Thursday, January 6, 2011

still -life study

I remember having a conversation in school with the great jazz guitarist Pat Metheny. An enormously generous musician, one of the things that struck me about Pat was his seriousness and intensity about studying music. To some, I believe he came across as intimidating, or even rude. He went so far as to say, " need to be practicing...hard...because I'm the guy out there waiting for you..." -- or something to that effect. He then went on to discuss the way he approached the study of depth.

For my part, I took Pat's attitude as a belief not only in himself, but in the individuality of artists. He was saying in essence, "If you want to be serious about this....great...but you need to be as serious as I am because I don't really want to waste my time." It's inspiring to see someone of that level not worrying about showing anybody his underwear because he knows how serious he is himself.

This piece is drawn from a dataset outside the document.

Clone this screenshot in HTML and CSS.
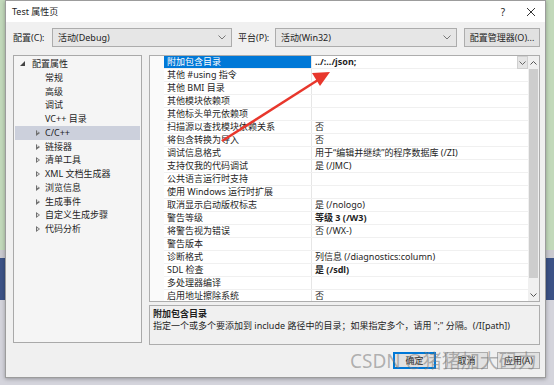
FILE: index.html
```html
<!DOCTYPE html>
<html lang="zh-CN">
<head>
    <meta charset="UTF-8">
    <title>Test 属性页</title>
    <link rel="stylesheet" href="styles.css">
</head>
<body>
<div class="dialog">
    <div class="titlebar">
        <span class="title">Test 属性页</span>
        <span class="help">?</span>
        <svg class="close" width="10" height="10" viewBox="0 0 10 10"><path d="M1 1L9 9M9 1L1 9" stroke="#333" stroke-width="1"/></svg>
    </div>

    <div class="toolbar">
        <label class="lbl-cfg">配置(C):</label>
        <div class="combo combo-cfg">
            <span>活动(Debug)</span>
            <svg width="8" height="5" viewBox="0 0 8 5"><path d="M0.5 0.5L4 4L7.5 0.5" fill="none" stroke="#777"/></svg>
        </div>
        <label class="lbl-plat">平台(P):</label>
        <div class="combo combo-plat">
            <span>活动(Win32)</span>
            <svg width="8" height="5" viewBox="0 0 8 5"><path d="M0.5 0.5L4 4L7.5 0.5" fill="none" stroke="#777"/></svg>
        </div>
        <button class="btn btn-mgr">配置管理器(O)...</button>
    </div>

    <div class="main">
        <ul class="tree">
            <li class="root"><svg width="6" height="6" viewBox="0 0 6 6"><polygon points="5,0 5,5 0,5" fill="#444"/></svg>配置属性</li>
            <li class="leaf">常规</li>
            <li class="leaf">高级</li>
            <li class="leaf">调试</li>
            <li class="leaf">VC++ 目录</li>
            <li class="node select">C/C++</li>
            <li class="node">链接器</li>
            <li class="node">清单工具</li>
            <li class="node">XML 文档生成器</li>
            <li class="node">浏览信息</li>
            <li class="node">生成事件</li>
            <li class="node">自定义生成步骤</li>
            <li class="node">代码分析</li>
        </ul>

        <div class="side">
            <div class="grid">
                <div class="rows">
                    <div class="row cur"><div class="name">附加包含目录</div><div class="val bold">../:../json;<span class="drop"><svg width="7" height="4" viewBox="0 0 7 4"><path d="M0.5 0.5L3.5 3.5L6.5 0.5" fill="none" stroke="#666"/></svg></span></div></div>
                    <div class="row"><div class="name">其他 #using 指令</div><div class="val"></div></div>
                    <div class="row"><div class="name">其他 BMI 目录</div><div class="val"></div></div>
                    <div class="row"><div class="name">其他模块依赖项</div><div class="val"></div></div>
                    <div class="row"><div class="name">其他标头单元依赖项</div><div class="val"></div></div>
                    <div class="row"><div class="name">扫描源以查找模块依赖关系</div><div class="val">否</div></div>
                    <div class="row"><div class="name">将包含转换为导入</div><div class="val">否</div></div>
                    <div class="row"><div class="name">调试信息格式</div><div class="val">用于“编辑并继续”的程序数据库 (/ZI)</div></div>
                    <div class="row"><div class="name">支持仅我的代码调试</div><div class="val">是 (/JMC)</div></div>
                    <div class="row"><div class="name">公共语言运行时支持</div><div class="val"></div></div>
                    <div class="row"><div class="name">使用 Windows 运行时扩展</div><div class="val"></div></div>
                    <div class="row"><div class="name">取消显示启动版权标志</div><div class="val">是 (/nologo)</div></div>
                    <div class="row"><div class="name">警告等级</div><div class="val bold">等级 3 (/W3)</div></div>
                    <div class="row"><div class="name">将警告视为错误</div><div class="val">否 (/WX-)</div></div>
                    <div class="row"><div class="name">警告版本</div><div class="val"></div></div>
                    <div class="row"><div class="name">诊断格式</div><div class="val">列信息 (/diagnostics:column)</div></div>
                    <div class="row"><div class="name">SDL 检查</div><div class="val bold">是 (/sdl)</div></div>
                    <div class="row"><div class="name">多处理器编译</div><div class="val"></div></div>
                    <div class="row"><div class="name">启用地址擦除系统</div><div class="val">否</div></div>
                </div>
                <div class="scroll">
                    <svg class="up" width="7" height="4" viewBox="0 0 7 4"><path d="M0.5 3.5L3.5 0.5L6.5 3.5" fill="none" stroke="#555"/></svg>
                    <div class="thumb"></div>
                    <svg class="down" width="7" height="4" viewBox="0 0 7 4"><path d="M0.5 0.5L3.5 3.5L6.5 0.5" fill="none" stroke="#555"/></svg>
                </div>
            </div>
            <div class="desc">
                <b>附加包含目录</b>
                <p>指定一个或多个要添加到 include 路径中的目录；如果指定多个，请用 ";" 分隔。(/I[path])</p>
            </div>
        </div>
    </div>

    <div class="footer">
        <button class="btn ok">确定</button>
        <button class="btn">取消</button>
        <button class="btn">应用(A)</button>
    </div>

    <!-- 红色箭头标注 -->
    <svg class="arrow" width="554" height="385" viewBox="0 0 554 385">
        <line x1="222" y1="141" x2="318" y2="80" stroke="#e8372c" stroke-width="2.5"/>
        <polygon points="330,72 312,73 320,86" fill="#e8372c"/>
    </svg>
    <div class="mark">CSDN @猪猪加大码力</div>
</div>
</body>
</html>
```

FILE: styles.css
```css
* {
    margin: 0;
    padding: 0;
    box-sizing: border-box;
}

ul, li {
    list-style: none;
}

body {
    background: linear-gradient(#c2d9bb 0, #c2d9bb 250px, #c9c9cf 250px, #c9c9cf 258px, #3c5286 258px, #3c5286 300px, #d4d4dc 300px);
    font-family: "Noto Sans", "Noto Sans CJK SC", sans-serif;
    font-size: 9px;
    color: #1e1e1e;
    height: 385px;
    overflow: hidden;
}

.dialog {
    position: relative;
    margin-left: 5px;
    width: 541px;
    height: 378px;
    background: #f0f0f0;
    border: 1px solid #9c9c9c;
    box-shadow: 0 1px 4px rgba(0, 0, 0, .3);
}

/* 标题栏 */
.titlebar {
    display: flex;
    align-items: center;
    height: 21px;
    padding-left: 6px;
    background: #fff;
}

.titlebar .title {
    flex: 1;
}

.titlebar .help {
    font-size: 10px;
    margin-right: 21px;
}

.titlebar .close {
    margin-right: 9px;
}

/* 配置/平台 */
.toolbar {
    display: flex;
    align-items: center;
    height: 19px;
    margin-top: 6px;
    padding-left: 7px;
}

.toolbar label {
    white-space: nowrap;
}

.lbl-cfg {
    width: 39px;
}

.lbl-plat {
    width: 37px;
    margin-left: 6px;
}

.combo {
    display: flex;
    align-items: center;
    justify-content: space-between;
    height: 19px;
    padding: 0 5px 0 5px;
    background: #e6e6e6;
    border: 1px solid #acacac;
}

.combo-cfg {
    width: 180px;
}

.combo-plat {
    width: 182px;
}

.btn {
    height: 19px;
    background: #e1e1e1;
    border: 1px solid #adadad;
    font: inherit;
    color: inherit;
}

.btn-mgr {
    width: 76px;
    margin-left: 7px;
}

/* 主体 */
.main {
    display: flex;
    gap: 7px;
    height: 290px;
    margin-top: 8px;
    padding-left: 7px;
}

.tree {
    width: 129px;
    height: 288px;
    padding: 1px 1px;
    background: #f5f5f5;
    border: 1px solid #a9a9a9;
}

.tree li {
    position: relative;
    height: 13.75px;
    line-height: 13.75px;
    white-space: nowrap;
}

.tree .root {
    padding-left: 17px;
}

.tree .root svg {
    position: absolute;
    left: 5px;
    top: 4px;
}

.tree .leaf,
.tree .node {
    padding-left: 30px;
}

.tree .node::before {
    content: "";
    position: absolute;
    left: 21px;
    top: 4px;
    border-left: 4px solid #6f6f6f;
    border-top: 3px solid transparent;
    border-bottom: 3px solid transparent;
}

.tree .node::after {
    content: "";
    position: absolute;
    left: 22px;
    top: 5.5px;
    border-left: 2px solid #f5f5f5;
    border-top: 1.5px solid transparent;
    border-bottom: 1.5px solid transparent;
}

.tree .select {
    background: #ccd0dc;
}

.tree .select::after {
    border-left-color: #ccd0dc;
}

.side {
    display: flex;
    flex-direction: column;
    width: 391px;
}

/* 属性表格 */
.grid {
    display: flex;
    height: 247px;
    background: #fff;
    border: 1px solid #adadad;
    overflow: hidden;
}

.rows {
    flex: 1;
    padding-left: 14px;
    background: #fafafa;
}

.row {
    display: flex;
    height: 13px;
    line-height: 12px;
    background: #fff;
    border-bottom: 1px solid #f0f0f0;
    white-space: nowrap;
}

.row .name {
    width: 148px;
    padding-left: 3px;
    border-right: 1px solid #e6e6e6;
}

.row .val {
    position: relative;
    flex: 1;
    padding-left: 3px;
}

.row.cur .name {
    background: #0078d7;
    color: #fff;
}

.bold {
    font-weight: bold;
}

.drop {
    position: absolute;
    right: 0;
    top: 0;
    display: flex;
    align-items: center;
    justify-content: center;
    width: 11px;
    height: 13px;
    background: #e5e5e5;
    border: 1px solid #d0d0d0;
}

.scroll {
    display: flex;
    flex-direction: column;
    align-items: center;
    width: 11px;
    background: #f0f0f0;
}

.scroll .up {
    margin-top: 5px;
}

.scroll .thumb {
    width: 9px;
    height: 209px;
    margin-top: 4px;
    background: #cdcdcd;
}

.scroll .down {
    margin-top: auto;
    margin-bottom: 4px;
}

.desc {
    height: 40px;
    margin-top: 3px;
    padding: 2px 3px;
    border: 1px solid #adadad;
    line-height: 12px;
    white-space: nowrap;
}

/* 底部按钮 */
.footer {
    display: flex;
    justify-content: flex-end;
    gap: 9px;
    margin-top: 7px;
    padding-right: 5px;
}

.footer .btn {
    width: 43px;
    height: 17px;
}

.footer .ok {
    border: 1px solid #0078d7;
    box-shadow: inset 0 0 0 1px #0078d7;
}

.arrow {
    position: absolute;
    left: -6px;
    top: -1px;
    pointer-events: none;
}

.mark {
    position: absolute;
    left: 344px;
    top: 345px;
    font-size: 19px;
    color: rgba(120, 120, 120, .55);
    white-space: nowrap;
    pointer-events: none;
}
```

Today, I was talking with my friend -- an artist I greatly respect -- and we were discussing a painter many consider to be a modern master. He told me that some weeks before, a group of folks had come into his studio and told him they taken a workshop with this gentleman and had been -- shall we say -- less than enthusiastic about his attitude. They felt he was too serious and very rude. Once again, here was a great accomplished artist who was saying to his students, "If you want to study, then study in a serious way. Anything else is a waste of time..."

...anything else is not being in service to the art

For me, the study of still-life right now is pretty serious....I mean, the still-life says "either you can draw or you can't...if you can't, you're going to learn..." There are some tremendous still-life painters that have blogs here that I follow regularly, especially Carol Marine and Qiang-Huang....Their daily paintings are a constant inspiration.